Himadri Banerjee, RAMSAFE vice president and chief software architect and one of the software's original designers, said the main focus is on obtaining funding from the U.S. Federal Emergency Management Agency. RAMSAFE is expediting the process by generating well‑organized, FEMA‑required project worksheets that catalog the destruction, materials needed, labor costs and money spent. Every paycheck, every receipt is recorded for audit purposes.

Field personnel provide data that RAMSAFE users compile into a daily assessment roll‑up for the mayor's office, accompanied by a Geographic Information Systems map, all fed by a satellite communication system. The daily assessment provides the number of city returnees, the number of occupied buildings and other statistics.

The city is very satisfied with RAMSAFE's performance, Banerjee reported. He has found that using the software to help recovery has been an extraordinary learning experience. “It's giving us new ideas about working on large‑scale disasters,” Banerjee said. He has worked with a RAMSAFE team in New Orleans since September.

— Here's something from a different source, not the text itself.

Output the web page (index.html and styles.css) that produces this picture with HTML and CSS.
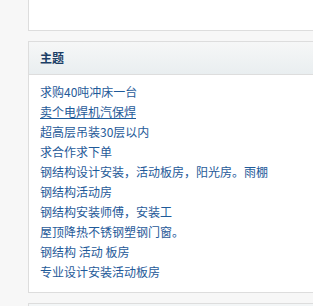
FILE: index.html
```html
<!DOCTYPE html>
<html>
    <head>
        <meta charset="utf-8"/>
        <link rel="stylesheet" href="styles.css">
    </head>
    <body>
        <div class="page">
            <!-- block above, only its bottom shows -->
            <div class="box box-top"></div>

            <!-- topic list -->
            <div class="box">
                <div class="box-head">主题</div>
                <ul class="topics">
                    <li><a href="#">求购40吨冲床一台</a></li>
                    <li><a href="#" class="hover">卖个电焊机汽保焊</a></li>
                    <li><a href="#">超高层吊装30层以内</a></li>
                    <li><a href="#">求合作求下单</a></li>
                    <li><a href="#">钢结构设计安装，活动板房，阳光房。雨棚</a></li>
                    <li><a href="#">钢结构活动房</a></li>
                    <li><a href="#">钢结构安装师傅，安装工</a></li>
                    <li><a href="#">屋顶降热不锈钢塑钢门窗。</a></li>
                    <li><a href="#">钢结构 活动 板房</a></li>
                    <li><a href="#">专业设计安装活动板房</a></li>
                </ul>
            </div>

            <!-- next block, only its top shows -->
            <div class="box box-next"></div>
        </div>
    </body>
</html>
```

FILE: styles.css
```css
/* page background */
html, body {
    margin: 0;
    overflow: hidden;
}
body {
    background-color: #f7f7f7;
    font-family: "Noto Sans CJK SC", "Liberation Sans", sans-serif;
    font-size: 12px;
}

.page {
    padding-left: 28px;
}

/* white boxes, they run past the right edge */
.box {
    width: 340px;
    background-color: #ffffff;
    border: 1px solid #dddddd;
    margin-bottom: 10px;
}
.box-top {
    border-top: none;
    height: 30px;
}
.box-next {
    height: 20px;
    background-color: #f3f6f7;
}

/* header strip of a box */
.box-head {
    height: 32px;
    line-height: 32px;
    padding-left: 11px;
    background: linear-gradient(#f6f7f7, #e9eef0);
    border-bottom: 1px solid #dddddd;
    font-weight: bold;
    color: #1c3f66;
}

/* list of topics */
.topics {
    list-style: none;
    margin: 0;
    padding: 7px 0 10px 11px;
}
.topics li {
    line-height: 20px;
    height: 20px;
}
.topics a {
    color: #1f5a99;
    text-decoration: none;
}
.topics a.hover {
    text-decoration: underline;
}
```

Part of Unisys' homeland‑security‑response offerings, RAMSAFE is marketed to emergency workers at all levels of government. The Canadian government, the National Aeronautics and Space Administration's United Space Alliance and numerous others are considering it for large‑scale use.

Economic impacts from Y‑12's licensing of RAMSAFE include

— a new 8,000‑square‑foot technology center near Oak Ridge, representing a 6,000‑square‑foot expansion;

— more than $7 million in investment;

— more than $1.4 million in revenue through 2004; and

— a payroll of 22 full‑time employees and four consultants.